» Available data
--- --- ---
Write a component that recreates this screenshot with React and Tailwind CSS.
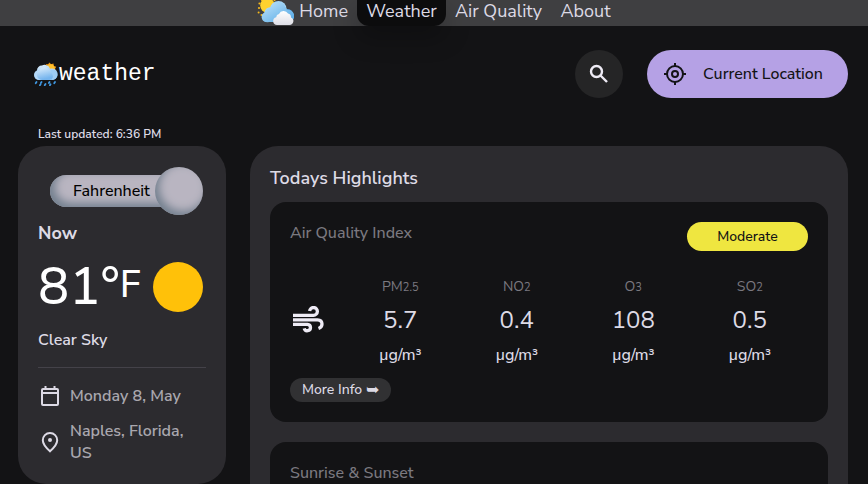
import React from 'react';

const links = [
  { label: 'Home', style: 'w-[63px] justify-end pr-[9px]' },
  { label: 'Weather', style: 'w-[89px] justify-center rounded-b-xl bg-[#0c0c0d] shadow-[0_12px_24px_rgba(0,0,0,0.25)]' },
  { label: 'Air Quality', style: 'w-[105px] justify-center' },
  { label: 'About', style: 'w-[69px] justify-center' },
];

const pollutants = [
  { name: 'PM', sub: '2.5', value: '5.7' },
  { name: 'NO', sub: '2', value: '0.4' },
  { name: 'O', sub: '3', value: '108' },
  { name: 'SO', sub: '2', value: '0.5' },
];

function SunCloudIcon() {
  return (
    <svg className="h-[26px] w-[37px] shrink-0" viewBox="0 0 37 26" aria-hidden="true">
      <defs>
        <linearGradient id="cloudBlue" x1="0" y1="0" x2="1" y2="1">
          <stop offset="0" stopColor="#c3e5fb" />
          <stop offset="1" stopColor="#4fa6e4" />
        </linearGradient>
        <linearGradient id="cloudWhite" x1="0" y1="0" x2="0" y2="1">
          <stop offset="0" stopColor="#ffffff" />
          <stop offset="1" stopColor="#dedee6" />
        </linearGradient>
      </defs>
      <g fill="#f5b81c">
        <circle cx="2" cy="8" r="1.1" /><circle cx="1.6" cy="12.5" r="1" /><circle cx="4.6" cy="15" r="1.1" />
        <circle cx="2.4" cy="3.6" r="1" /><circle cx="5" cy="0.6" r="1" /><circle cx="17.5" cy="0.3" r="1" />
      </g>
      <circle cx="10.5" cy="5.500" r="7.300" fill="#ffd22e" />
      <circle cx="10.500" cy="17" r="5.200" fill="#83c4f0" />
      <circle cx="13" cy="12.500" r="5.200" fill="#a9d9f8" />
      <circle cx="21.500" cy="9" r="8" fill="#a3d5f6" />
      <circle cx="30.500" cy="15" r="6" fill="#5cace6" />
      <path d="M10 22a5 5 0 0 1-2.5-9.500a5 5 0 0 1 5.500-4.500a8 8 0 0 1 15-1.500a6 6 0 0 1 2 3.500a6.200 6.200 0 0 1 3 12z" fill="url(#cloudBlue)" />
      <path d="M20 25a3.900 3.900 0 0 1-.8-7.700a3.500 3.500 0 0 1 2.800-3.300a5 5 0 0 1 9-.4a3.900 3.900 0 0 1 3 3.900a3.900 3.900 0 0 1-1.500 7.500z" fill="url(#cloudWhite)" />
    </svg>
  );
}

function RainCloudIcon() {
  return (
    <svg className="h-6 w-6 shrink-0" viewBox="0 0 24 24" aria-hidden="true">
      <defs>
        <linearGradient id="rainCloud" x1="0" y1="0" x2="0.3" y2="1">
          <stop offset="0" stopColor="#e4f2fd" />
          <stop offset="1" stopColor="#76b5ee" />
        </linearGradient>
      </defs>
      <path d="M11.5 2l2.500 .2l1.500-1.700l1.500 1.700l2.500-.8l.3 2.600l2.400.8l-1.200 2.200l1.500 2.200l-2.500 1.500z" fill="#f39a16" />
      <circle cx="16.5" cy="6.5" r="4.200" fill="#ffc02b" />
      <path d="M5 18a5 5 0 0 1-2-9.500a4.800 4.800 0 0 1 5-5a5.600 5.600 0 0 1 8 3.200a5.200 5.200 0 0 1 3.500 11.300z" fill="url(#rainCloud)" />
      <circle cx="5.200" cy="13" r="5" fill="#b5d9f8" />
      <circle cx="18.300" cy="13" r="5" fill="#9dccf5" />
      <path d="M6 17.500a5 5 0 0 1-.5-9a5.300 5.300 0 0 1 9-1.500a5 5 0 0 1 3 4a5 5 0 0 1 0 6.500z" fill="url(#rainCloud)" />
      <path d="M2.500 20l-.8 1.200M7.500 20l-.6 1M6.500 22.500l-.6 .8M11.500 22l-.8 1.300M15.500 20l-.6 1M16.500 22.300l-.6 1M21 20l-.8 1.200" stroke="#3f97e0" strokeWidth="1.800" strokeLinecap="round" />
    </svg>
  );
}

function SearchIcon() {
  return (
    <svg className="size-6" viewBox="0 0 24 24" fill="none" stroke="currentColor" strokeWidth="2.4" aria-hidden="true">
      <circle cx="9.5" cy="9.5" r="5.5" />
      <path d="M13.5 13.5l6.500 6.500" />
    </svg>
  );
}

function LocateIcon() {
  return (
    <svg className="size-6" viewBox="0 0 24 24" fill="none" stroke="currentColor" strokeWidth="2" aria-hidden="true">
      <circle cx="12" cy="12" r="8" />
      <circle cx="12" cy="12" r="3" />
      <path d="M12 1v3M12 20v3M1 12h3M20 12h3" />
    </svg>
  );
}

function CalendarIcon() {
  return (
    <svg className="size-6 shrink-0" viewBox="0 0 24 24" fill="none" stroke="currentColor" strokeWidth="2" aria-hidden="true">
      <rect x="4" y="5" width="16" height="16" rx="1" />
      <path d="M4 9h16M7.5 2v3M16.5 2v3" />
    </svg>
  );
}

function PinIcon() {
  return (
    <svg className="size-6 shrink-0" viewBox="0 0 24 24" aria-hidden="true">
      <path d="M12 3a7.200 7.200 0 0 0-7.200 7.300c0 3.400 2.400 6.800 7.200 11c4.800-4.200 7.200-7.600 7.200-11A7.200 7.200 0 0 0 12 3z" fill="none" stroke="currentColor" strokeWidth="2" />
      <circle cx="12" cy="10" r="2" fill="currentColor" />
    </svg>
  );
}

function WindIcon() {
  return (
    <svg className="h-[27px] w-8" viewBox="0 0 32 27" fill="none" stroke="currentColor" strokeWidth="3.3" aria-hidden="true">
      <path d="M1 9.300h20.500a3.900 3.900 0 1 0-3.900-4.300" />
      <path d="M1 13.800h24.500q4.500 .2 4.500 4.200q0 3.300-3.500 4.500" />
      <path d="M1 18.300h14.500a3.200 3.200 0 1 1-3.300 4" />
    </svg>
  );
}

export default function App() {
  return (
    <div className="h-screen overflow-y-auto bg-[#131315] font-['Nunito_Sans','Nunito','Open_Sans',sans-serif] text-[#dddae5] [scrollbar-width:none]">
      <nav className="flex h-[26px] justify-center bg-[#3f3f41] pl-[9px]">
        <SunCloudIcon />
        {links.map((link) => (
          <a key={link.label} href="#" className={`flex items-center pb-1 text-lg leading-6 ${link.style}`}>
            {link.label}
          </a>
        ))}
      </nav>

      <header className="flex items-center pt-6 pr-5 pl-[34px]">
        <a href="#" className="mr-auto flex items-center gap-px font-['Liberation_Mono',monospace] text-[23px] leading-6 text-white">
          <RainCloudIcon />
          weather
        </a>
        <button type="button" aria-label="Search" className="mr-6 flex size-12 items-center justify-center rounded-full bg-[#252526] text-[#eeebf5]">
          <SearchIcon />
        </button>
        <button type="button" className="flex h-12 w-[201px] items-center gap-4 rounded-full bg-[#b5a1e5] pl-4 text-base font-medium text-[#131315]">
          <LocateIcon />
          Current Location
        </button>
      </header>

      <main className="flex items-start gap-6 pt-7 pr-5 pl-[18px]">
        <aside className="w-[208px] shrink-0">
          <p className="h-5 px-5 text-xs leading-4 font-semibold">Last updated: 6:36 PM</p>
          <section className="rounded-[28px] bg-[#2c2b2f] px-5 pt-[21px] pb-5">
            <button type="button" className="ml-3 flex items-center text-base font-medium text-black">
              <span className="flex h-8 w-[129px] items-center rounded-l-full bg-[#b9b5c1] pl-[23px] leading-6 shadow-[inset_5px_-4px_9px_#74808f]">Fahrenheit</span>
              <span className="-ml-6 size-12 rounded-full bg-[#b9b5c1] shadow-[inset_4px_-4px_9px_#74808f]" />
            </button>
            <h2 className="mt-[6px] text-lg leading-6 font-bold">Now</h2>
            <div className="mt-3 flex h-[60px] items-center justify-between pr-[3px]">
              <p className="flex items-start text-[52px] leading-[60px] font-medium text-white">
                81°<span className="text-[38px] leading-[56px]">F</span>
              </p>
              <span className="size-[50px] shrink-0 rounded-full bg-[#ffc109]" />
            </div>
            <p className="mt-[11px] text-base leading-6 font-semibold">Clear Sky</p>
            <ul className="mt-[15px] flex flex-col gap-3 border-t border-[#444249] pt-4 text-base leading-[22px] font-semibold text-[#a9a7ae]">
              <li className="flex items-center gap-2"><span className="text-[#dddae5]"><CalendarIcon /></span>Monday 8, May</li>
              <li className="flex items-center gap-2"><span className="text-[#dddae5]"><PinIcon /></span>Naples, Florida, US</li>
            </ul>
          </section>
        </aside>

        <section className="mt-5 min-w-0 flex-1 rounded-[28px] bg-[#2c2b2f] p-5">
          <h2 className="text-lg leading-6 font-semibold">Todays Highlights</h2>
          <article className="mt-3 rounded-2xl bg-[#131315] p-5">
            <div className="flex items-start justify-between">
              <h3 className="text-base leading-[22px] font-medium text-[#7b7980]">Air Quality Index</h3>
              <span className="w-[121px] rounded-full bg-[#efe640] text-center text-sm leading-[29px] font-medium text-[#131315]">Moderate</span>
            </div>
            <div className="mt-6 flex items-center">
              <div className="w-[52px] pb-[3px] pl-[2px] text-[#eeebf5]"><WindIcon /></div>
              <ul className="grid flex-1 grid-cols-4 text-center">
                {pollutants.map((item) => (
                  <li key={item.name}>
                    <p className="text-sm leading-6 text-[#7b7980]">{item.name}<span className="text-[11px]">{item.sub}</span></p>
                    <p className="mt-1 text-2xl leading-8">{item.value}</p>
                    <p className="mt-[7px] text-base leading-6 font-medium">µg/m³</p>
                  </li>
                ))}
              </ul>
            </div>
            <button type="button" className="mt-[11px] flex h-6 items-center gap-1 rounded-full bg-[#313133] px-3 text-sm font-medium">
              More Info <span className="font-['DejaVu_Sans',sans-serif] text-base leading-6 font-bold">➥</span>
            </button>
          </article>
          <article className="mt-5 h-[220px] rounded-2xl bg-[#131315] p-5">
            <h3 className="text-base leading-[22px] font-medium text-[#7b7980]">Sunrise &amp; Sunset</h3>
          </article>
        </section>
      </main>
    </div>
  );
}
--- --- ---
» Problem to solve
Return only the lines from the start of the data through the line that contains "import React from 'react';", please, copying them exactly and omitting all pictures.

» Full solution
Write a component that recreates this screenshot with React and Tailwind CSS.
import React from 'react';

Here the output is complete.